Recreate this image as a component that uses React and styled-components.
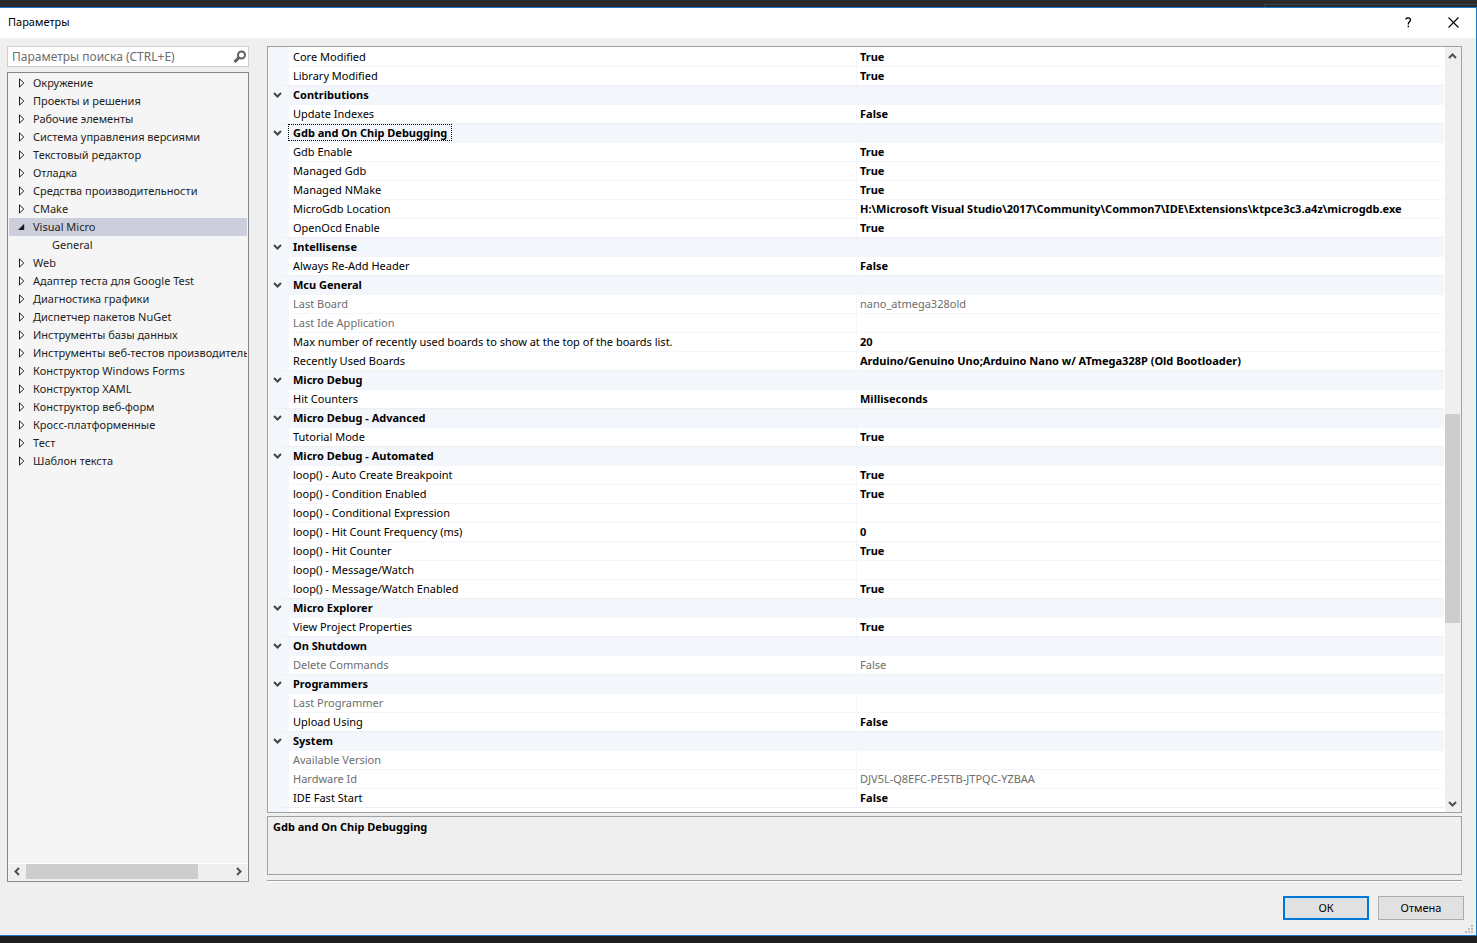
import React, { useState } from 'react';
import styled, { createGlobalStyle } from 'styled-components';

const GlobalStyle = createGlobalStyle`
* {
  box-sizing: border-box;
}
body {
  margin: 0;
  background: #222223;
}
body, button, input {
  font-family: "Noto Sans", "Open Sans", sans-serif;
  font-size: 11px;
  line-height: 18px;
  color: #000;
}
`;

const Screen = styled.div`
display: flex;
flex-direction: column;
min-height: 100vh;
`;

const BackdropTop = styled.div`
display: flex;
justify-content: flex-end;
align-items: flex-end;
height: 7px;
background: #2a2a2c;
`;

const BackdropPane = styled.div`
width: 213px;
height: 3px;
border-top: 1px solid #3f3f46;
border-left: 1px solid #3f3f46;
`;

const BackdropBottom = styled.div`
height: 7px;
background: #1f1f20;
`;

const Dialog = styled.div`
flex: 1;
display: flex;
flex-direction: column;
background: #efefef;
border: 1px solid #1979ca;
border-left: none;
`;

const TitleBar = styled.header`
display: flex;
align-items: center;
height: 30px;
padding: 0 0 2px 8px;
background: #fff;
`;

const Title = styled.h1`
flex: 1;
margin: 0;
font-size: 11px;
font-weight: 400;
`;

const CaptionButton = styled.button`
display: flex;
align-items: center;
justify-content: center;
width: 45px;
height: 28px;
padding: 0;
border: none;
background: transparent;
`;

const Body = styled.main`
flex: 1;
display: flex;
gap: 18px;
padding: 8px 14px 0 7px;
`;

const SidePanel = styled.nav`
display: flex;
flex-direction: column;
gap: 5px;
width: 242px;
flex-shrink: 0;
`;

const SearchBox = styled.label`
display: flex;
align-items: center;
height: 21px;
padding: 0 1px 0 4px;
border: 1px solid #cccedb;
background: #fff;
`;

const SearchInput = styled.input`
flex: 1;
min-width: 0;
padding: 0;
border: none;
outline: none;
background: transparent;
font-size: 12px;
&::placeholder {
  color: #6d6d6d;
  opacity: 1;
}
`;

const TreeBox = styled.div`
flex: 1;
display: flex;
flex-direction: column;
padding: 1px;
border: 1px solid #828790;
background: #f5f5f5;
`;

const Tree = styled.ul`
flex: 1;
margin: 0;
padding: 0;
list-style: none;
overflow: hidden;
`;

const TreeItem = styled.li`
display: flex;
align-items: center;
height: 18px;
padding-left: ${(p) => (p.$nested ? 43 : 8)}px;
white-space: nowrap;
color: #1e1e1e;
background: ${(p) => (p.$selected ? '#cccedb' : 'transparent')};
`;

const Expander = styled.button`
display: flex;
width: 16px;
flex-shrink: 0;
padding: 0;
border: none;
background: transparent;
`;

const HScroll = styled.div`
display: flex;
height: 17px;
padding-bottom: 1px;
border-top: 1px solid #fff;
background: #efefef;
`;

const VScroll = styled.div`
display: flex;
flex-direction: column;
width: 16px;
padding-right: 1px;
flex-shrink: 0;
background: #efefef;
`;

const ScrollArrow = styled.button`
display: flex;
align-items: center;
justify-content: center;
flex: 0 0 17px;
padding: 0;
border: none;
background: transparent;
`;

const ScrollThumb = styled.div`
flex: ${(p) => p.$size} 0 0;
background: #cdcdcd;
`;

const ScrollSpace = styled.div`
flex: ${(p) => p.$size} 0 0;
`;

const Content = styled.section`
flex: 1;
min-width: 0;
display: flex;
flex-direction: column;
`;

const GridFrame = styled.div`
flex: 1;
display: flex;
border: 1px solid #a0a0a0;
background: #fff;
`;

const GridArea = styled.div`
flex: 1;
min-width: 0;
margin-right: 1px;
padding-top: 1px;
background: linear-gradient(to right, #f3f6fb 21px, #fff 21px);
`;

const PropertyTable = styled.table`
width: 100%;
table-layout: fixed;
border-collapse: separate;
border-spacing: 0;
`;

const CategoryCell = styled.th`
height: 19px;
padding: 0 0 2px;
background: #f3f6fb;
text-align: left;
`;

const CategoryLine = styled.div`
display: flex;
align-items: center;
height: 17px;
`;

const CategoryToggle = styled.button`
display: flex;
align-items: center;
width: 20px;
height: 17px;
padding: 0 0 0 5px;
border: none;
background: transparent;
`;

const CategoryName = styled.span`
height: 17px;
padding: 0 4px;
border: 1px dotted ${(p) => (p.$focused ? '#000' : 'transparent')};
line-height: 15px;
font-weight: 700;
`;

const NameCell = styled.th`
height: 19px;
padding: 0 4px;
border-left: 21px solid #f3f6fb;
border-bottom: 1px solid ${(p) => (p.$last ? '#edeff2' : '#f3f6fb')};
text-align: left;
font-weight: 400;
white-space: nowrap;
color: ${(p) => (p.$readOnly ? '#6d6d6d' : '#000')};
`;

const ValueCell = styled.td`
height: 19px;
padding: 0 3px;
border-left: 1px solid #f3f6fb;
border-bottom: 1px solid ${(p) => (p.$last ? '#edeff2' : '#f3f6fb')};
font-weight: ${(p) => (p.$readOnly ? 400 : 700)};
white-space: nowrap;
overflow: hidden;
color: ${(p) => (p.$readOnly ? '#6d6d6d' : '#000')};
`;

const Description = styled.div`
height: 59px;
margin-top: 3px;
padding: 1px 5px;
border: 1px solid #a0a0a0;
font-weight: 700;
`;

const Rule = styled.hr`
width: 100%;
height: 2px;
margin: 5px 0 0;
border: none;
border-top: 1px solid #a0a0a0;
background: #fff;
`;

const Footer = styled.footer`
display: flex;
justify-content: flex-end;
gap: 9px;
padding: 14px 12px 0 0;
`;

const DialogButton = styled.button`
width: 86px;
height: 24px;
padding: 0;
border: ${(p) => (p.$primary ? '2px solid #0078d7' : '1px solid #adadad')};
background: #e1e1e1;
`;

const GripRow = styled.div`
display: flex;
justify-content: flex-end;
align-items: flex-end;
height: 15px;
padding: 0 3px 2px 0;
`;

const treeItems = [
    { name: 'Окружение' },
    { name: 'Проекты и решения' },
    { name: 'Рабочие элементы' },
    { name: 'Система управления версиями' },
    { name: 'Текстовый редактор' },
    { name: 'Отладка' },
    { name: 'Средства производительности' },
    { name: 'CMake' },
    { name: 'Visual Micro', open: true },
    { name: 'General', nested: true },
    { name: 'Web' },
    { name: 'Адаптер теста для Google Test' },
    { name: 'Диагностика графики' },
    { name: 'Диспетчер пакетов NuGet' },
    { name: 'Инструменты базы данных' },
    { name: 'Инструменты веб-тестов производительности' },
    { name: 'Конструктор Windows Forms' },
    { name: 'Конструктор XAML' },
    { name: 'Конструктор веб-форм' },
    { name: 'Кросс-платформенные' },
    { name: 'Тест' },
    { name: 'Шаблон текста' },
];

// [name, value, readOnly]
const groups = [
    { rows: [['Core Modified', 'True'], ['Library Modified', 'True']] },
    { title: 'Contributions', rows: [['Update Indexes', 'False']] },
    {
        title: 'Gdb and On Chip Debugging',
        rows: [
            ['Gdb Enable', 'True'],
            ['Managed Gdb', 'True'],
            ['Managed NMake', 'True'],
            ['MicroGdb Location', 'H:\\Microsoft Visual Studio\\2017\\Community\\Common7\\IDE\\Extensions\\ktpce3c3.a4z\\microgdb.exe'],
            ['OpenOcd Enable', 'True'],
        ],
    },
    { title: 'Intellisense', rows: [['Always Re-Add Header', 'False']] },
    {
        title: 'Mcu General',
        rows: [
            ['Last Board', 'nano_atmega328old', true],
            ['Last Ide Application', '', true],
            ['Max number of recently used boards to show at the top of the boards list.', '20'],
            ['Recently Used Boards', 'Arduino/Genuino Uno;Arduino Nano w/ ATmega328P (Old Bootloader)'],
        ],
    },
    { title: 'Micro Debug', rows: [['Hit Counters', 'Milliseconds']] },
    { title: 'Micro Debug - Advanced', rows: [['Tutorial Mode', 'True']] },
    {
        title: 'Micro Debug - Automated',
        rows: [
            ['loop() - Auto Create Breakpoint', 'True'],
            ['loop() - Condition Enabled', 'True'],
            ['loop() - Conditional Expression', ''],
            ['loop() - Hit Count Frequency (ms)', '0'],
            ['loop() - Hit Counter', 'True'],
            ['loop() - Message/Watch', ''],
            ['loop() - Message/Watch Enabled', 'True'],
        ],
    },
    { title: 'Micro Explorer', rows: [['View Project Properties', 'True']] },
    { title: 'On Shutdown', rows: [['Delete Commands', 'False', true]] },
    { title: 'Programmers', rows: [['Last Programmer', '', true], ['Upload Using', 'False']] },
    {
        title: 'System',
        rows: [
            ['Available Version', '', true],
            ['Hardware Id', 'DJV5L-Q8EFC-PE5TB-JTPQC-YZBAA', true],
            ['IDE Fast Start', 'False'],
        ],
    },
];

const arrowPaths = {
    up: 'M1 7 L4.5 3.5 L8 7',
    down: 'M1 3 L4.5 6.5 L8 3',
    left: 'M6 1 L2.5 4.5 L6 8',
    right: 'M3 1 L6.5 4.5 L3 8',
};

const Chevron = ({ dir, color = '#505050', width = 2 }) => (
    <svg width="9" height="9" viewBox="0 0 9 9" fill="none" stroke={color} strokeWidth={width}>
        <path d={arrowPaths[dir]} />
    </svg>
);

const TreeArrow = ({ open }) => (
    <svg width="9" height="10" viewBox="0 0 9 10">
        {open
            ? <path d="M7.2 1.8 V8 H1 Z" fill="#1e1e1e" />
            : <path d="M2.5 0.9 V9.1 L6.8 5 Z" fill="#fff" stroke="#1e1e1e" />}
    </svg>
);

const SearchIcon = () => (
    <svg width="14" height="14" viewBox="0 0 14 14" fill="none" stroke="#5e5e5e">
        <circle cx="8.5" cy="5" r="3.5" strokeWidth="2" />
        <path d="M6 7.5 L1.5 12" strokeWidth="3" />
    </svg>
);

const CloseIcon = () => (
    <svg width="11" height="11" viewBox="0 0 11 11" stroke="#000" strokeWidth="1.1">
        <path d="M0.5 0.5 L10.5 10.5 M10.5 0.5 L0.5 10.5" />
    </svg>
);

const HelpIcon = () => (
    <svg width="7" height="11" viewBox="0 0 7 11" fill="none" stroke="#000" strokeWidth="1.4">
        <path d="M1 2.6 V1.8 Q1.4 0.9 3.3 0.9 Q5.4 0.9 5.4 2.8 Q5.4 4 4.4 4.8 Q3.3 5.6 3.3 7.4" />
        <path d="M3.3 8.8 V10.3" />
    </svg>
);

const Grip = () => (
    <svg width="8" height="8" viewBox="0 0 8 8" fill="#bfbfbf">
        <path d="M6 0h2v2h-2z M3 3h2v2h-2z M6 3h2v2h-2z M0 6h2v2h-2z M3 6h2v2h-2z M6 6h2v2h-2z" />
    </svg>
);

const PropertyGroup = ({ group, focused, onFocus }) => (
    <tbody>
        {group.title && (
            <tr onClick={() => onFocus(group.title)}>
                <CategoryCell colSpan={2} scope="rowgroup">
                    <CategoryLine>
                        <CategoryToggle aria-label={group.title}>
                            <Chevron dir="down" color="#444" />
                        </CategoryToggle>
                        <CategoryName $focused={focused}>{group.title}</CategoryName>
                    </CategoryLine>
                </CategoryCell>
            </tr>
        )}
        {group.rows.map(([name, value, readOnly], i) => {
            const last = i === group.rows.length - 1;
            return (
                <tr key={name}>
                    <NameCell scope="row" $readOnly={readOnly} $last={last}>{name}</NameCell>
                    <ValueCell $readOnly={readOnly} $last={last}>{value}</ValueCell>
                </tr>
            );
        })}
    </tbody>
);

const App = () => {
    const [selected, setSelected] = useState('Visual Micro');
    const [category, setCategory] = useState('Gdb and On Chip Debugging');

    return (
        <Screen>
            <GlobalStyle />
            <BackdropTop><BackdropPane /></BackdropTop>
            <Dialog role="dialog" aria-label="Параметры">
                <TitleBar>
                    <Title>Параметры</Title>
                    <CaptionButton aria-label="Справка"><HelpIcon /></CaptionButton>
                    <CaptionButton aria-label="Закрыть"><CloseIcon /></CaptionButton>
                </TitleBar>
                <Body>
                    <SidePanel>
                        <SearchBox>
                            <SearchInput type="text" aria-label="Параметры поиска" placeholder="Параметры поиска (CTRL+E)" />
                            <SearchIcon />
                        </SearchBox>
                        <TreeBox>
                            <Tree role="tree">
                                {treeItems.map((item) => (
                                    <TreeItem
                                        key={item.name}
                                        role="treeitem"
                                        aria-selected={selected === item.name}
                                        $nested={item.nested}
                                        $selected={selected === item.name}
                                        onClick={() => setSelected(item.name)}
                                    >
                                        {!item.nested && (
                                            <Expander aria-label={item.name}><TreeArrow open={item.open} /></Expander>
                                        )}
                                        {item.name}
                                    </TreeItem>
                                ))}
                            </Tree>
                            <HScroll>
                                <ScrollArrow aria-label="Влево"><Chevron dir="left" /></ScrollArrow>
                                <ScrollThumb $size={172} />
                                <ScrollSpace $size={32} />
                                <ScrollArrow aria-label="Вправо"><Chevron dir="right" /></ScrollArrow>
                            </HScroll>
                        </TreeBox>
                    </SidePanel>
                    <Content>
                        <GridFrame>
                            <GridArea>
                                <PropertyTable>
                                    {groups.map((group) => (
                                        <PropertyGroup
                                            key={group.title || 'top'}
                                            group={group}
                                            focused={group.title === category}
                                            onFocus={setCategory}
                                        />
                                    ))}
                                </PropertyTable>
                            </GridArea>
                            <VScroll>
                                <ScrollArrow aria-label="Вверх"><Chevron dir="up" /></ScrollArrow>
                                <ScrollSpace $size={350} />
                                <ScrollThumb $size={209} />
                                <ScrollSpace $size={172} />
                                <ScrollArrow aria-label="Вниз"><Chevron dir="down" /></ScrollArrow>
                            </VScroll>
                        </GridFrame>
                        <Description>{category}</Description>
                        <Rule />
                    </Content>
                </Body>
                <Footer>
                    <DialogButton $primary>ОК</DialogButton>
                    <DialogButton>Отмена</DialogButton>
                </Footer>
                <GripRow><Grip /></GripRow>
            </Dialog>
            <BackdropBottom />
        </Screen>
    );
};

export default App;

_Given request_
Which lines contain the word "React"? Return each of them.

_Task solution_
Recreate this image as a component that uses React and styled-components.
import React, { useState } from 'react';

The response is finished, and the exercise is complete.